This is the World’s Oldest Porsche: The 1898 Egger-Lohner Electric Vehicle
At the bright-eyed and bushy-tailed age of 22, Ferdinand Porsche designed the 1898 Egger-Lohner electric vehicle, C.2 Phaeton. If you’re out of breath reading that name, the car is also known as the “P1”, for it is the first car Porsche ever designed. The young Porsche even engraved “P1” on all the car’s major components.
The early EV was powered by a rear-mounted three-horsepower motor that weighed 287 pounds. If placed in overdrive mode, it would produce five horsepower for brief periods. When turned full-blast, the P1’s top speed was 21 mph.
The P1 used a rather large 1,100-pound battery pack, which meant a range of up to 49 miles. Its total weight came in at 2,977 pounds, which is about how much we wish the current 911 would weigh.
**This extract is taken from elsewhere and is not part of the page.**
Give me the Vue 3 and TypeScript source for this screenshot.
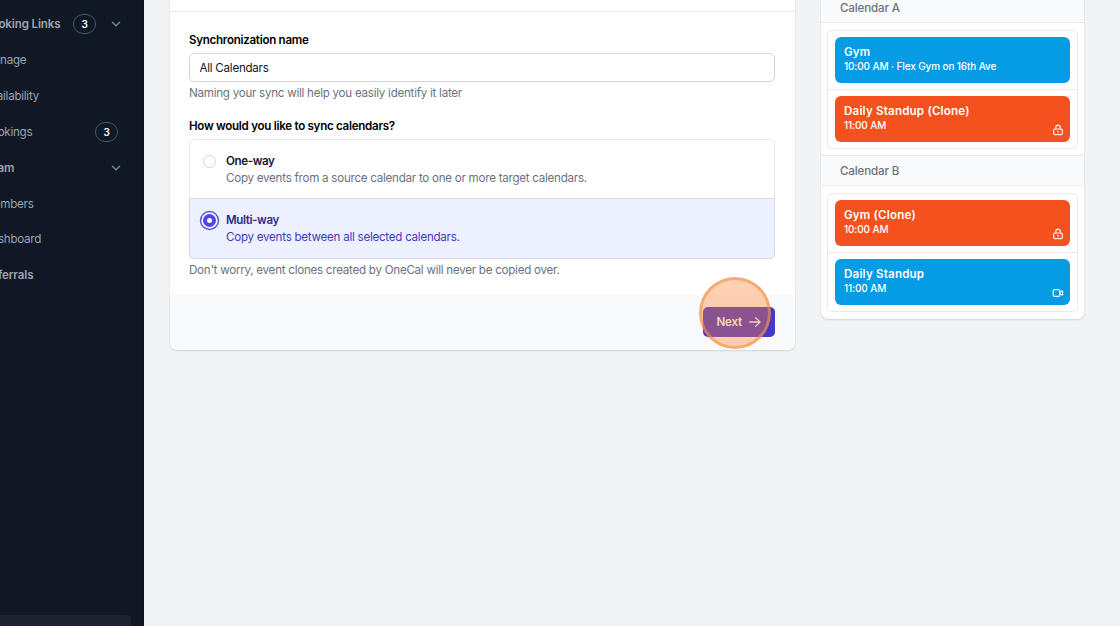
<template>
  <div class="page">
    <aside class="sidebar">
      <nav class="nav">
        <div
          v-for="item in navItems"
          :key="item.label"
          class="nav-item"
          :class="{ section: item.section }"
        >
          <span class="nav-label">{{ item.label }}</span>
          <span v-if="item.count" class="nav-count">{{ item.count }}</span>
          <svg v-if="item.expandable" class="chevron" viewBox="0 0 12 12">
            <path d="M2.4 4.3 L6 7.8 L9.6 4.3" />
          </svg>
        </div>
      </nav>
      <div class="nav-footer"></div>
    </aside>

    <main class="content">
      <section class="card form-card">
        <div class="card-header"></div>
        <div class="card-body">
          <label class="field-label" for="sync-name">Synchronization name</label>
          <input id="sync-name" v-model="syncName" class="field-input" type="text" />
          <p class="field-hint">Naming your sync will help you easily identify it later</p>

          <div class="field-label second">How would you like to sync calendars?</div>
          <div class="options">
            <div
              v-for="option in options"
              :key="option.id"
              class="option"
              :class="{ selected: option.id === syncType }"
              @click="syncType = option.id"
            >
              <span class="radio"></span>
              <div class="option-text">
                <div class="option-title">{{ option.title }}</div>
                <div class="option-desc">{{ option.description }}</div>
              </div>
            </div>
          </div>
          <p class="field-hint">
            Don't worry, event clones created by OneCal will never be copied over.
          </p>
        </div>
        <div class="card-footer">
          <button class="next-button" type="button">
            Next
            <svg class="arrow" viewBox="0 0 12 12">
              <path d="M0.8 6 H10.8 M6.5 1.6 L11 6 L6.5 10.4" />
            </svg>
          </button>
          <span class="click-marker"></span>
        </div>
      </section>

      <section class="card preview-card">
        <div v-for="calendar in calendars" :key="calendar.name" class="calendar">
          <div class="calendar-header">{{ calendar.name }}</div>
          <div class="calendar-body">
            <div class="events">
              <div v-for="event in calendar.events" :key="event.title" class="event-row">
                <div class="event" :class="{ clone: event.icon === 'lock' }">
                  <div class="event-title">{{ event.title }}</div>
                  <div class="event-time">{{ event.time }}</div>
                  <svg v-if="event.icon === 'lock'" class="event-icon" viewBox="0 0 12 12">
                    <rect x="1.7" y="5" width="8.6" height="5.6" rx="1" />
                    <path d="M3.8 5 V3.4 a2.2 2.2 0 0 1 4.4 0 V5" />
                    <path d="M6 7.2 V8.4" />
                  </svg>
                  <svg v-if="event.icon === 'video'" class="event-icon" viewBox="0 0 12 12">
                    <rect x="1.2" y="2.7" width="6.6" height="6.6" rx="1" />
                    <path d="M7.8 5.2 L10.6 3.9 V8.1 L7.8 6.8 Z" />
                  </svg>
                </div>
              </div>
            </div>
          </div>
        </div>
      </section>
    </main>
  </div>
</template>

<script setup lang="ts">
import { ref } from "vue";

interface NavItem {
  label: string;
  section?: boolean;
  count?: number;
  expandable?: boolean;
}

interface CalendarEvent {
  title: string;
  time: string;
  icon?: "lock" | "video";
}

const navItems: NavItem[] = [
  { label: "Booking Links", section: true, count: 3, expandable: true },
  { label: "Manage" },
  { label: "Availability" },
  { label: "Bookings", count: 3 },
  { label: "Team", section: true, expandable: true },
  { label: "Members" },
  { label: "Dashboard" },
  { label: "Referrals", section: true },
];

const syncName = ref("All Calendars");
const syncType = ref("multi");

const options = [
  {
    id: "one",
    title: "One-way",
    description: "Copy events from a source calendar to one or more target calendars.",
  },
  {
    id: "multi",
    title: "Multi-way",
    description: "Copy events between all selected calendars.",
  },
];

const calendars: { name: string; events: CalendarEvent[] }[] = [
  {
    name: "Calendar A",
    events: [
      { title: "Gym", time: "10:00 AM · Flex Gym on 16th Ave" },
      { title: "Daily Standup (Clone)", time: "11:00 AM", icon: "lock" },
    ],
  },
  {
    name: "Calendar B",
    events: [
      { title: "Gym (Clone)", time: "10:00 AM", icon: "lock" },
      { title: "Daily Standup", time: "11:00 AM", icon: "video" },
    ],
  },
];
</script>

<style>
body {
  margin: 0;
  overflow: hidden;
}
</style>

<style scoped>
.page {
  display: flex;
  height: 626px;
  overflow: hidden;
  background: #f2f3f5;
  font-family: Inter, "Liberation Sans", sans-serif;
  font-size: 11.6px;
  letter-spacing: -0.255px;
  color: #111827;
}

.page * {
  box-sizing: border-box;
}

.sidebar {
  display: flex;
  flex-direction: column;
  justify-content: space-between;
  flex: none;
  width: 160px;
  margin-left: -16px;
  background: #101826;
  border-right: 1px solid #080e1a;
}

.nav {
  padding-top: 6.4px;
}

.nav-item {
  display: flex;
  align-items: center;
  height: 35.87px;
  padding-right: 21px;
  color: #9ca3af;
}

.nav-item.section {
  font-weight: 600;
  letter-spacing: -0.14px;
}

.nav-label {
  flex: 1;
  margin-left: -0.4px;
  white-space: nowrap;
}

.section .nav-label {
  margin-left: 0;
}

.nav-count {
  width: 23px;
  height: 20px;
  margin-right: 4px;
  border: 1px solid #4b5563;
  border-radius: 10px;
  color: #fff;
  font-size: 10px;
  font-weight: 600;
  line-height: 18px;
  text-align: center;
}

.nav-count + .chevron {
  margin-left: 10px;
}

.chevron {
  width: 12px;
  height: 12px;
  fill: none;
  stroke: #7b8494;
  stroke-width: 1.5;
  stroke-linecap: round;
  stroke-linejoin: round;
}

.nav-footer {
  width: 147px;
  height: 11px;
  border-radius: 4px 4px 0 0;
  background: #1b2231;
}

.content {
  display: flex;
  flex: 1;
  align-items: flex-start;
  gap: 26px;
  padding-left: 26px;
}

.card {
  background: #fff;
  border-radius: 0 0 7px 7px;
  box-shadow: 0 1px 2px rgba(0, 0, 0, 0.12), 0 0 1px rgba(0, 0, 0, 0.12);
  overflow: hidden;
}

.form-card {
  width: 625px;
}

.card-header {
  height: 12px;
  border-bottom: 1px solid #e7e9ec;
}

.card-body {
  height: 282px;
  padding: 20px 20px 0 19px;
}

.field-label {
  display: block;
  color: #000;
  font-weight: 600;
  letter-spacing: -0.29px;
  line-height: 16px;
}

.field-label.second {
  margin-top: 17px;
}

.field-input {
  display: block;
  width: 100%;
  height: 29px;
  margin-top: 5px;
  padding: 0 10px 0 9.5px;
  border: 1px solid #d1d5db;
  border-radius: 5px;
  outline: none;
  background: #fff;
  color: #111827;
  font: inherit;
  letter-spacing: inherit;
}

.field-hint {
  margin: 3px 0 0;
  color: #6b7280;
  line-height: 16px;
}

.options {
  margin-top: 5px;
}

.option {
  display: flex;
  height: 60px;
  padding: 13px 10px 0 13px;
  border: 1px solid #e5e7eb;
  border-radius: 5px 5px 0 0;
  line-height: 16.5px;
}

.option + .option {
  height: 61px;
  margin-top: -1px;
  border-radius: 0 0 5px 5px;
}

.option.selected {
  border-color: #d3d9f3;
  background: #edf0fe;
}

.radio {
  flex: none;
  width: 13px;
  height: 13px;
  margin: 1.5px 10px 0 0;
  border: 1px solid #d1d5db;
  border-radius: 50%;
  background: #fff;
}

.selected .radio {
  margin-top: 2px;
  border: 4px solid #4f46e5;
  box-shadow: 0 0 0 1.7px #f4f5ff, 0 0 0 3.2px #5b53d6;
}

.option-title {
  font-weight: 600;
  letter-spacing: -0.4px;
}

.option-desc {
  color: #6b7280;
}

.selected .option-title {
  color: #312e81;
}

.selected .option-desc {
  color: #4338ca;
}

.card-footer {
  position: relative;
  display: flex;
  justify-content: flex-end;
  align-items: flex-start;
  height: 56px;
  padding: 13px 20px 0 0;
  background: #f9fafb;
}

.next-button {
  display: flex;
  align-items: center;
  justify-content: space-between;
  width: 72px;
  height: 30px;
  padding: 0 14px 0 13.5px;
  border: 0;
  border-radius: 5px;
  background: #4338ca;
  color: #fff;
  font: inherit;
  font-weight: 600;
  letter-spacing: -0.2px;
}

.arrow {
  width: 12px;
  height: 12px;
  fill: none;
  stroke: #fff;
  stroke-width: 1.3;
  stroke-linecap: round;
  stroke-linejoin: round;
}

/* highlight ring drawn over the button */
.click-marker {
  position: absolute;
  right: 24px;
  bottom: 1px;
  width: 72px;
  height: 72px;
  border: 3px solid rgba(243, 145, 70, 0.6);
  border-radius: 50%;
  background: rgba(255, 131, 45, 0.37);
}

.preview-card {
  width: 263px;
}

.calendar-header {
  height: 31px;
  padding-left: 19px;
  border-top: 1px solid #e7e9ec;
  border-bottom: 1px solid #e7e9ec;
  background: #f9fafb;
  color: #6b7280;
  font-weight: 500;
  letter-spacing: -0.15px;
  line-height: 31px;
}

.calendar:first-child .calendar-header {
  margin-top: -8px;
  line-height: 30px;
}

.calendar-body {
  padding: 6.5px 6px 6.9px;
}

.events {
  border: 1px solid #e7e9ec;
  border-radius: 5px;
}

.event-row {
  padding: 6.5px 7px 6px 6.5px;
}

.event-row + .event-row {
  border-top: 1px solid #e7e9ec;
}

.event {
  position: relative;
  height: 45.5px;
  padding: 7px 9.5px 0;
  border-radius: 6px;
  background: #069be5;
  color: #fff;
}

.event.clone {
  background: #f4511e;
}

.event-title {
  font-weight: 600;
  letter-spacing: 0.18px;
  line-height: 16px;
}

.event-time {
  font-size: 10px;
  font-weight: 500;
  letter-spacing: -0.12px;
  line-height: 13.5px;
}

.event-icon {
  position: absolute;
  right: 6px;
  bottom: 6px;
  width: 12px;
  height: 12px;
  fill: none;
  stroke: #fff;
  stroke-opacity: 0.9;
  stroke-width: 1.2;
  stroke-linecap: round;
  stroke-linejoin: round;
}
</style>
As you would expect of any Porsche design, the P1 was a winning racer. In September of 1899 it competed in an electric vehicle race where contestants had to cover 24 miles. The P1 won the Berlin competition 18 minutes ahead of its closest competitor. Fewer than half of the racers crossed the finish line, and to top it off, the P1 was the most efficient of them all.
Between 1902 and 2013, the first Porsche-designed car sat undisturbed in a private barn in Austria. Porsche unveiled the all-original and unrestored P1 on Monday as a new addition to its permanent display at the Porsche Museum in Stuttgart, Germany.